Writing about Your Life: Take Your Best Shot

Dew on a spider's web in the morning. Français...
Dew on a spider’s web in the morning. Français : Rosée sur une toile d’araignée au levé du soleil. Русский: Утренняя роса на паутине. (Photo credit: Wikipedia)

I can’t believe I’ve become such a camera bug! Anytime I see anything remotely interesting, I am ready to snap a picture or do a video. I have to give total credit to my Sprint smart phone. Since I bought my phone back in September, I’ve created a library of 258 photos and 30 videos. In addition, I recently downloaded the Instagram camera app, so I’m sorry to announcement that you may see more of my family on Facebook.

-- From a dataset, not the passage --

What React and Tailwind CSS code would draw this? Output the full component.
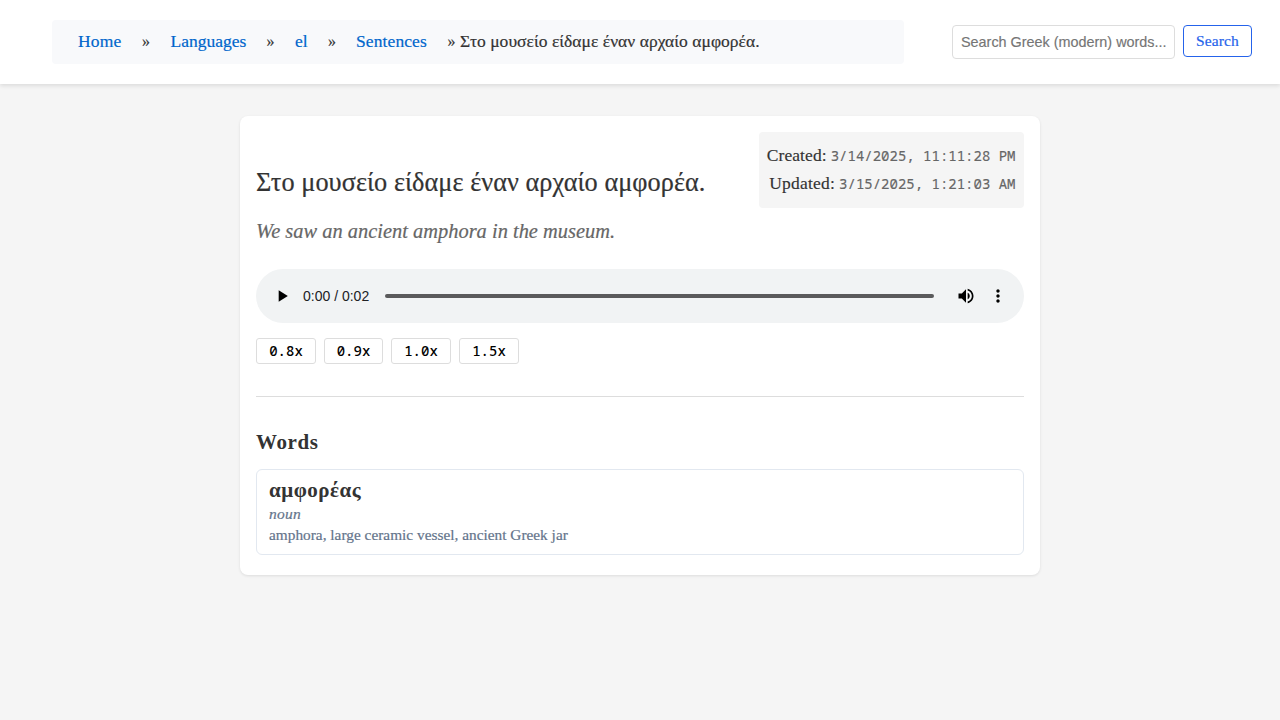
import React from "react";

const crumbs = [
  { label: "Home", link: "w-16 tracking-[0.18px]", sep: "w-[28.5px]" },
  { label: "Languages", link: "w-24", sep: "w-[28.5px]" },
  { label: "el", link: "w-[33px]", sep: "w-7" },
  { label: "Sentences", link: "w-[91.500px] tracking-[0.1px]", sep: "w-[12.5px]" },
];

const speeds = [
  { label: "0.8x", width: "w-[60px]" },
  { label: "0.9x", width: "w-[59px]" },
  { label: "1.0x", width: "w-[60px]" },
  { label: "1.5x", width: "w-[60px]" },
];

function Header() {
  return (
    <header className="flex h-[84px] items-start bg-white pt-5 pr-7 pl-13 shadow-[0_2px_4px_rgba(0,0,0,0.1)]">
      <nav className="flex h-11 w-[852px] items-center rounded bg-[#f8f9fb] pb-0.5 pl-[26px] text-[17.5px] whitespace-nowrap [-webkit-text-stroke:0.2px]">
        {crumbs.map((c) => (
          <React.Fragment key={c.label}>
            <a className={`${c.link} shrink-0 text-[#0066cc]`}>{c.label}</a>
            <span className={`${c.sep} shrink-0 pt-0.5 text-base`}>»</span>
          </React.Fragment>
        ))}
        <span className="tracking-[0.04px]">Στο μουσείο είδαμε έναν αρχαίο αμφορέα.</span>
      </nav>
      <form className="mt-[5px] ml-auto flex items-start gap-2">
        <input
          className="h-[34px] w-[223px] rounded border border-[#ddd] bg-white px-2 font-['Liberation_Sans',Arial,sans-serif] text-[14.4px] placeholder:text-[#757575] [-webkit-text-stroke:0.15px]"
          placeholder="Search Greek (modern) words..."
        />
        <button
          type="button"
          className="h-8 w-[69px] rounded border border-[#2563eb] bg-white pb-0.5 text-[15.5px] leading-[27px] tracking-[0.1px] text-[#2563eb] [-webkit-text-stroke:0.2px]"
        >
          Search
        </button>
      </form>
    </header>
  );
}

function Player() {
  return (
    <div className="mt-6 flex h-[54px] items-center rounded-full bg-[#f1f3f4] pl-4 text-black">
      <svg className="h-5 w-5" viewBox="0 0 24 24" fill="currentColor">
        <path d="M8 5v14l11-7z" />
      </svg>
      <span className="ml-[11px] w-[82px] font-['Liberation_Sans',Arial,sans-serif] text-sm text-[#202124]">0:00 / 0:02</span>
      <div className="h-1 w-[549px] rounded-full bg-[#5a5a5b]" />
      <svg className="ml-[22px] h-5 w-5" viewBox="0 0 24 24" fill="currentColor">
        <path d="M3 9v6h4l5 5V4L7 9H3zm13.5 3c0-1.77-1.02-3.29-2.5-4.03v8.05c1.48-.73 2.5-2.25 2.5-4.02zM14 3.23v2.06c2.89.86 5 3.54 5 6.71s-2.11 5.85-5 6.71v2.06c4.01-.91 7-4.49 7-8.77s-2.99-7.86-7-8.77z" />
      </svg>
      <svg className="ml-3 h-5 w-5" viewBox="0 0 24 24" fill="currentColor">
        <path d="M12 8c1.100 0 2-.9 2-2s-.9-2-2-2-2 .9-2 2 .9 2 2 2zm0 2c-1.100 0-2 .9-2 2s.9 2 2 2 2-.9 2-2-.9-2-2-2zm0 6c-1.100 0-2 .9-2 2s.9 2 2 2 2-.9 2-2-.9-2-2-2z" />
      </svg>
    </div>
  );
}

export default function App() {
  return (
    <div className="min-h-screen bg-[#f5f5f5] font-['Liberation_Serif',Georgia,serif] text-[#333]">
      <Header />
      <main className="mx-auto mt-8 h-[459px] w-[800px] rounded-lg bg-white p-4 shadow-[0_1px_3px_rgba(0,0,0,0.1)]">
        <div className="flex h-[76px] items-start justify-between">
          <h1 className="pt-[31px] text-[26.3px] leading-10 tracking-[0.04px] whitespace-nowrap [-webkit-text-stroke:0.2px]">
            Στο μουσείο είδαμε έναν αρχαίο αμφορέα.
          </h1>
          <div className="h-[76px] w-[265px] rounded bg-[#f5f5f5] pr-[8.5px] pl-[7px] pt-[9px] text-right text-[17.5px] leading-7 whitespace-nowrap [-webkit-text-stroke:0.15px]">
            <p className="flex h-7 items-baseline justify-end gap-1">
              <span className="tracking-[0.08px]">Created:</span>
              <span className="font-['Noto_Sans_Mono','Liberation_Mono',monospace] text-sm leading-7 text-[#666]">3/14/2025, 11:11:28 PM</span>
            </p>
            <p className="flex h-7 items-baseline justify-end gap-1">
              <span className="tracking-[0.22px]">Updated:</span>
              <span className="font-['Noto_Sans_Mono','Liberation_Mono',monospace] text-sm leading-7 text-[#666]">3/15/2025, 1:21:03 AM</span>
            </p>
          </div>
        </div>
        <p className="mt-[9px] text-[20.4px] leading-7 tracking-[0.02px] text-[#666] italic [-webkit-text-stroke:0.2px]">
          We saw an ancient amphora in the museum.
        </p>
        <Player />
        <div className="mt-[15px] flex gap-2">
          {speeds.map((s) => (
            <button
              key={s.label}
              className={`${s.width} h-[26px] rounded-[3px] border border-[#ddd] bg-white font-['Noto_Sans_Mono','Liberation_Mono',monospace] text-sm leading-6 font-medium text-black`}
            >
              {s.label}
            </button>
          ))}
        </div>
        <hr className="mt-8 border-[#ddd]" />
        <h2 className="mt-[29px] text-[21px] leading-8 font-bold tracking-[0.6px]">Words</h2>
        <section className="mt-[11px] h-[86px] rounded-md border border-[#e2e8f0] px-3 pt-1.5">
          <h3 className="h-[27px] text-[21px] leading-7 font-bold tracking-[0.5px]">αμφορέας</h3>
          <p className="text-[15.5px] leading-[21px] tracking-[0.25px] text-[#64748b] italic [-webkit-text-stroke:0.2px]">noun</p>
          <p className="text-[15.3px] leading-[21px] tracking-[0.02px] text-[#64748b] [-webkit-text-stroke:0.2px]">
            amphora, large ceramic vessel, ancient Greek jar
          </p>
        </section>
      </main>
    </div>
  );
}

While I may never become an Annie Lebowitz, a photographer whose claim to fame is taking pictures of babies in unique settings, I’m on my way to “notoriety” with my family and friends.

Pictures are priceless. My one regret is that I don’t have a picture of someone who made a profound impact on my life–my grandmother, Mom Mamie.  However, I distinctly remember this phenomenal woman. In chapter two of my memoir, The Price of Pearls, I describe her in the following manner:

Mom Mamie was a force to be reckoned with–grey kinky hair, parted down the middle, straightened with a hot com and slicked back with fingertips of My Night conditioner. She had a deep dark face adorned with flared nostrils and breasts that flopped to her waistline, beneath her usual flowered house dress. Her hands were calloused from years of doing “day’s work,” as she called the chores she did in rich white folks’ houses. Bowed legs, straining to keep up stockings knotted at the knees, supported her slightly stooped frame. Fingernails bitten to the nubs were emblems of battle-scarred memories.

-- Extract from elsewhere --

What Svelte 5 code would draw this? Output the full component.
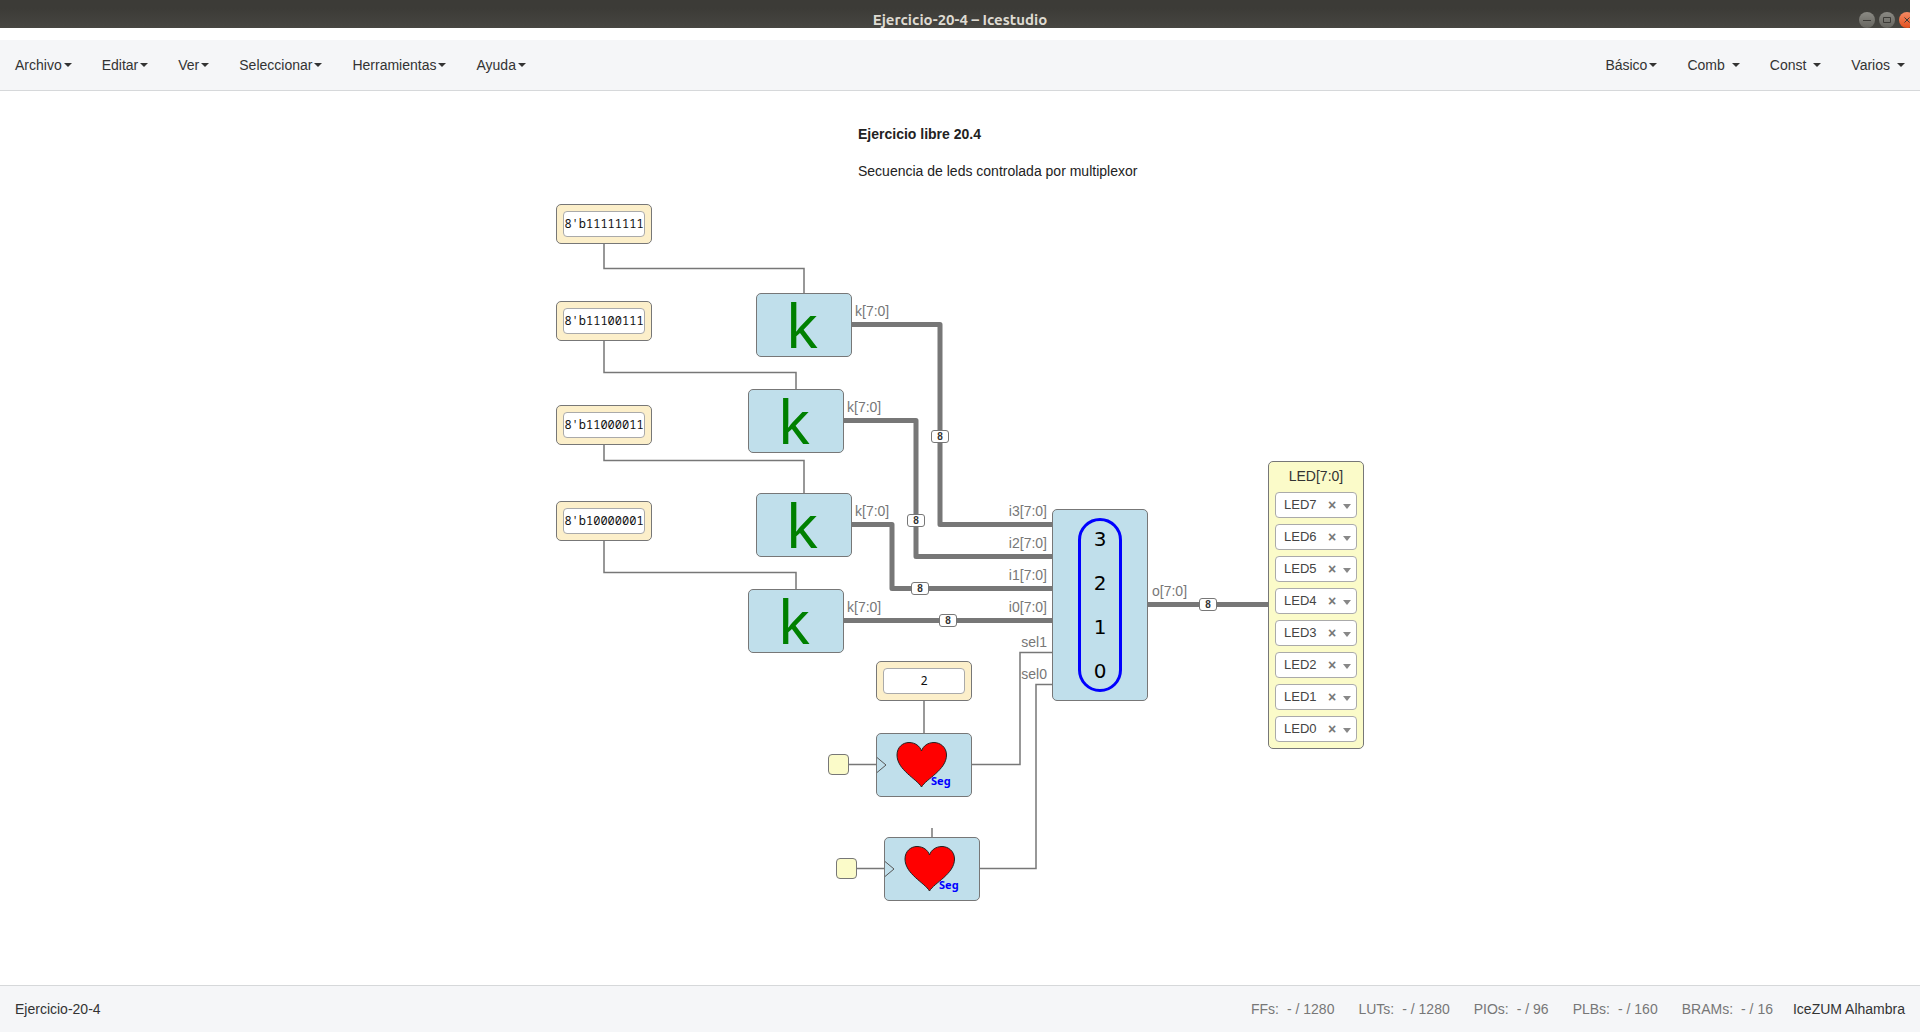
<script>
  const leftMenus = ['Archivo', 'Editar', 'Ver', 'Seleccionar', 'Herramientas', 'Ayuda'];
  const rightMenus = ['Básico', 'Comb', 'Const', 'Varios'];

  const resources = [
    { name: 'FFs', value: '- / 1280' },
    { name: 'LUTs', value: '- / 1280' },
    { name: 'PIOs', value: '- / 96' },
    { name: 'PLBs', value: '- / 160' },
    { name: 'BRAMs', value: '- / 16' }
  ];

  const constants = [
    { x: 0, y: 113, value: "8'b11111111" },
    { x: 0, y: 210, value: "8'b11100111" },
    { x: 0, y: 314, value: "8'b11000011" },
    { x: 0, y: 410, value: "8'b10000001" },
    { x: 320, y: 570, value: '2' }
  ];

  const kBlocks = [
    { x: 200, y: 202 },
    { x: 192, y: 298 },
    { x: 200, y: 402 },
    { x: 192, y: 498 }
  ];

  const hearts = [
    { x: 320, y: 642 },
    { x: 328, y: 746 }
  ];

  const clocks = [
    { x: 272, y: 663 },
    { x: 280, y: 767 }
  ];

  const muxInputs = [
    { text: 'i3[7:0]', y: 410 },
    { text: 'i2[7:0]', y: 442 },
    { text: 'i1[7:0]', y: 474 },
    { text: 'i0[7:0]', y: 506 },
    { text: 'sel1', y: 541 },
    { text: 'sel0', y: 573 }
  ];

  const outputs = [
    { text: 'k[7:0]', x: 299, y: 210 },
    { text: 'k[7:0]', x: 291, y: 306 },
    { text: 'k[7:0]', x: 299, y: 410 },
    { text: 'k[7:0]', x: 291, y: 506 },
    { text: 'o[7:0]', x: 596, y: 490 }
  ];

  const wires = [
    'M48 153V177.500H248V202',
    'M48 250V281.500H240V298',
    'M48 354V369.500H248V402',
    'M48 450V481.500H240V498',
    'M368 610V642',
    'M376 737V746',
    'M292 673.500H320',
    'M300 777.500H328',
    'M416 673.500H464V561.500H496',
    'M424 777.500H480V593.500H496'
  ];

  const buses = [
    'M296 233.500H384V433.500H496',
    'M288 329.500H360V465.500H496',
    'M296 433.500H336V497.500H496',
    'M288 529.500H496',
    'M592 513.500H712'
  ];

  const sizes = [
    { x: 375, y: 339 },
    { x: 351, y: 423 },
    { x: 355, y: 491 },
    { x: 383, y: 523 },
    { x: 643, y: 507 }
  ];

  const leds = [7, 6, 5, 4, 3, 2, 1, 0];
  const ledNames = leds.map((n) => `LED${n}`);
</script>

<div class="app">
  <header class="titlebar">
    <h1>Ejercicio-20-4 – Icestudio</h1>
    <div class="window-buttons">
      <button aria-label="Minimizar">
        <svg viewBox="0 0 16 16"><path d="M4 8.500h8" /></svg>
      </button>
      <button aria-label="Maximizar">
        <svg viewBox="0 0 16 16"><path d="M4.500 5.500h7v5h-7z" /></svg>
      </button>
      <button class="close" aria-label="Cerrar">
        <svg viewBox="0 0 16 16"><path d="M5.500 5.500l5 5M10.500 5.500l-5 5" /></svg>
      </button>
    </div>
  </header>

  <nav class="menubar">
    <div class="menus">
      {#each leftMenus as menu}
        <button>{menu}<span class="caret"></span></button>
      {/each}
    </div>
    <div class="menus right">
      {#each rightMenus as menu}
        <button>{menu}<span class="caret"></span></button>
      {/each}
    </div>
  </nav>

  <main>
    <div class="stage">
      <svg class="wiring" viewBox="0 0 808 894" aria-hidden="true">
        {#each wires as d}<path class="wire" {d} />{/each}
        {#each buses as d}<path class="bus" {d} />{/each}
      </svg>

      <section class="info">
        <h2>Ejercicio libre 20.4</h2>
        <p>Secuencia de leds controlada por multiplexor</p>
      </section>

      {#each sizes as s}
        <span class="size" style:left="{s.x}px" style:top="{s.y}px">8</span>
      {/each}

      {#each constants as c}
        <div class="constant" style:left="{c.x}px" style:top="{c.y}px">
          <input type="text" aria-label="Constante" value={c.value} />
        </div>
      {/each}

      {#each kBlocks as b}
        <div class="block" style:left="{b.x}px" style:top="{b.y}px">
          <span class="k">k</span>
        </div>
      {/each}

      {#each hearts as h}
        <div class="block" style:left="{h.x}px" style:top="{h.y}px">
          <svg class="heart" viewBox="0 0 94 62" aria-hidden="true">
            <path class="clock-mark" d="M0 23.500L9 31 0 38.500" />
            <path
              class="heart-shape"
              d="M44.500 53C40 45 20 36 20 21C20 13 26 8.500 32 8.500C38 8.500 43 12 44.500 17C46 12 51 8.500 57 8.500C63 8.500 69.500 13 69.500 21C69.500 36 49 45 44.500 53Z"
            />
          </svg>
          <span class="seg">Seg</span>
        </div>
      {/each}

      {#each clocks as c}
        <div class="clock" style:left="{c.x}px" style:top="{c.y}px"></div>
      {/each}

      {#each muxInputs as p}
        <span class="port in" style:top="{p.y}px">{p.text}</span>
      {/each}
      {#each outputs as p}
        <span class="port" style:left="{p.x}px" style:top="{p.y}px">{p.text}</span>
      {/each}

      <div class="block mux">
        <div class="oval">
          <span>3</span><span>2</span><span>1</span><span>0</span>
        </div>
      </div>

      <div class="led-block">
        <span class="led-title">LED[7:0]</span>
        {#each ledNames as name}
          <div class="pin">
            <select aria-label={name} value={name}>
              {#each ledNames as option}<option>{option}</option>{/each}
            </select>
            <button aria-label="Quitar {name}">×</button>
            <span class="arrow"></span>
          </div>
        {/each}
      </div>
    </div>
  </main>

  <footer>
    <span>Ejercicio-20-4</span>
    <div class="status">
      <div class="resources">
        {#each resources as r}
          <span class="resource"><span>{r.name}:</span><span>{r.value}</span></span>
        {/each}
      </div>
      <span>IceZUM Alhambra</span>
    </div>
  </footer>
</div>

<style>
  :global(body) {
    margin: 0;
    background: #fff;
  }

  .app,
  .app :is(button, input, select) {
    font-family: 'Liberation Sans', Arial, sans-serif;
    font-size: 14px;
    line-height: 20px;
    color: #333;
    box-sizing: border-box;
  }

  .app {
    min-height: 100vh;
    display: flex;
    flex-direction: column;
  }

  .app button {
    border: 0;
    padding: 0;
    background: none;
  }

  .titlebar {
    display: grid;
    grid-template-columns: 1fr auto 1fr;
    height: 28px;
    margin-right: 10px;
    margin-bottom: 12px;
    padding-left: 10px;
    overflow: hidden;
    background: linear-gradient(#3c3b37, #3c3b37 30%, #474641);
  }

  .titlebar h1 {
    grid-column: 2;
    margin: 10px 0 0;
    font: 700 15px/20px Ubuntu, 'Noto Sans', sans-serif;
    color: #dfdbd2;
    white-space: nowrap;
  }

  .window-buttons {
    display: flex;
    justify-content: flex-end;
    gap: 4px;
    margin: 12px -5px 0 0;
  }

  .app .window-buttons button {
    width: 16px;
    height: 16px;
    border-radius: 50%;
    background: linear-gradient(#8b8a84, #65645e);
  }

  .app .window-buttons .close {
    background: linear-gradient(#f58a64, #e2501f);
  }

  .window-buttons svg {
    display: block;
    fill: none;
    stroke: #3c3b37;
  }

  .menubar {
    display: flex;
    justify-content: space-between;
    padding: 15px;
    background: #f5f6f8;
    border-bottom: 1px solid #d6d8da;
  }

  .menus {
    display: flex;
    gap: 30px;
  }

  .menus button {
    display: flex;
    align-items: center;
    gap: 2px;
  }

  .menus.right button:not(:first-child) {
    gap: 7px;
  }

  .caret {
    border: 4px solid transparent;
    border-top-color: #333;
    border-bottom: 0;
  }

  main {
    flex: 1;
    overflow: hidden;
  }

  .stage {
    position: relative;
    width: 808px;
    height: 894px;
    margin: 0 auto;
  }

  .stage > * {
    position: absolute;
    box-sizing: border-box;
  }

  .wiring {
    inset: 0;
    fill: none;
    stroke: #777;
  }

  .wire {
    stroke-width: 1.5;
  }

  .bus {
    stroke-width: 5;
    stroke-linejoin: round;
  }

  .info {
    left: 302px;
    top: 33px;
    white-space: nowrap;
    color: #222;
  }

  .info h2 {
    margin: 0 0 17px;
    font-size: 14px;
  }

  .info p {
    margin: 0;
  }

  .size {
    width: 18px;
    height: 13px;
    border: 1px solid #777;
    border-radius: 3px;
    background: #fff;
    font: 700 10px/11px 'Liberation Sans', sans-serif;
    text-align: center;
  }

  .constant {
    width: 96px;
    height: 40px;
    padding: 6px;
    border: 1px solid #777;
    border-radius: 5px;
    background: #fcefca;
  }

  .app .constant input {
    display: block;
    width: 100%;
    height: 26px;
    padding: 0 0 2px;
    border: 1px solid #aaa;
    border-radius: 4px;
    background: #fff;
    font-family: 'Noto Sans Mono', 'DejaVu Sans Mono', monospace;
    font-size: 12px;
    color: #111;
    text-align: center;
  }

  .block {
    width: 96px;
    height: 64px;
    border: 1px solid #777;
    border-radius: 5px;
    background: #c0dfeb;
  }

  .k {
    display: block;
    padding-right: 4px;
    font: 60px/62px 'Noto Sans', sans-serif;
    color: green;
    text-align: center;
  }

  .heart {
    display: block;
  }

  .clock-mark {
    fill: none;
    stroke: #555;
  }

  .heart-shape {
    fill: red;
    stroke: #222;
  }

  .seg {
    position: absolute;
    left: 54px;
    top: 40px;
    font: 700 11px/14px 'Noto Sans', sans-serif;
    color: blue;
  }

  .clock {
    width: 21px;
    height: 21px;
    border: 1px solid #777;
    border-radius: 4px;
    background: #fbfbc9;
  }

  .port {
    color: #777;
    white-space: nowrap;
  }

  .port.in {
    right: 317px;
  }

  .mux {
    left: 496px;
    top: 418px;
    height: 192px;
    display: grid;
    place-items: center;
  }

  .oval {
    box-sizing: border-box;
    width: 44px;
    height: 174px;
    border: 3px solid blue;
    border-radius: 22px;
    display: flex;
    flex-direction: column;
    justify-content: center;
    align-items: center;
    font: 20px/44px 'DejaVu Sans', sans-serif;
    color: #000;
  }

  .led-block {
    left: 712px;
    top: 370px;
    width: 96px;
    display: flex;
    flex-direction: column;
    gap: 6px;
    padding: 4px 6px 6px;
    border: 1px solid #777;
    border-radius: 5px;
    background: #fbfbc9;
  }

  .led-title {
    text-align: center;
  }

  .pin {
    display: grid;
    grid-template-columns: 1fr 10px 20px;
    align-items: center;
  }

  .app .pin select {
    grid-area: 1 / 1 / 2 / 4;
    height: 26px;
    padding: 0 8px;
    appearance: none;
    border: 1px solid #aaa;
    border-radius: 4px;
    background: #fff;
    font-size: 13px;
    color: #444;
  }

  .app .pin button {
    grid-area: 1 / 2;
    font-size: 14px;
    font-weight: 700;
    color: #777;
  }

  .arrow {
    grid-area: 1 / 3;
    justify-self: center;
    margin-top: 3px;
    border: 4px solid transparent;
    border-top: 5px solid #888;
    border-bottom: 0;
    pointer-events: none;
  }

  footer {
    display: flex;
    justify-content: space-between;
    padding: 13px 15px;
    background: #f5f6f8;
    border-top: 1px solid #d6d8da;
  }

  .status {
    display: flex;
    gap: 20px;
  }

  .resources {
    display: flex;
    gap: 24px;
    color: #777;
  }

  .resource {
    display: flex;
    gap: 8px;
  }
</style>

     As I grew older, I’d often think about what an odd couple they were. Grandfather surely had been quite a catch; Grandmother’s wisdom and fortitude, I surmised, had no doubt won his heart.

     Recently, my oldest son Duane gave me a much appreciated compliment. “Mom, he remarked, “I always heard you talk about Mom Mamie and Pop Pete (my grandfather), but they were just names before I read your book. Now I know who they are and where I come from.”

Perhaps you want to acquaint your readers with important people in your story.  If you have a photo, fine. But if you, like me, have nothing but your memory, you can retrieve those pictures at any time. Try doing a web. It’s very simple. On a sheet of paper, write the name of the person you want to describe in the middle of the paper. Then draw lines like the rays of the sun extending from the name. Jot down everything you see, hear, smell, taste, or feel when you bring that person into focus in your mind. Then add details as you draw other lines extending from the original lines you drew.  Keep going until you’ve exhausted all your thoughts.

There is no right or wrong way to do this activity, which is generally referred to as “brainstorming.” When you’re finished, decide which details are important to your picture and which can be omitted or added to your story later. Have fun while you’re doing this activity! When you’re finished, begin putting your ideas in sentences. You can go from least to most important details or vice versa. When I described my grandmother, I started with her hair and ended with her hands.

One of the most important aspects of photography is making sure you consider the right lighting. One of the benefits of using Instagram when taking pictures is having the ability to change the lighting after you’ve taken a picture.  Sounds great, right? Well, you, the writer, have total control of lighting.  Truly, what you see is what the reader will get! Creating a picture with words takes practice, but the results are priceless!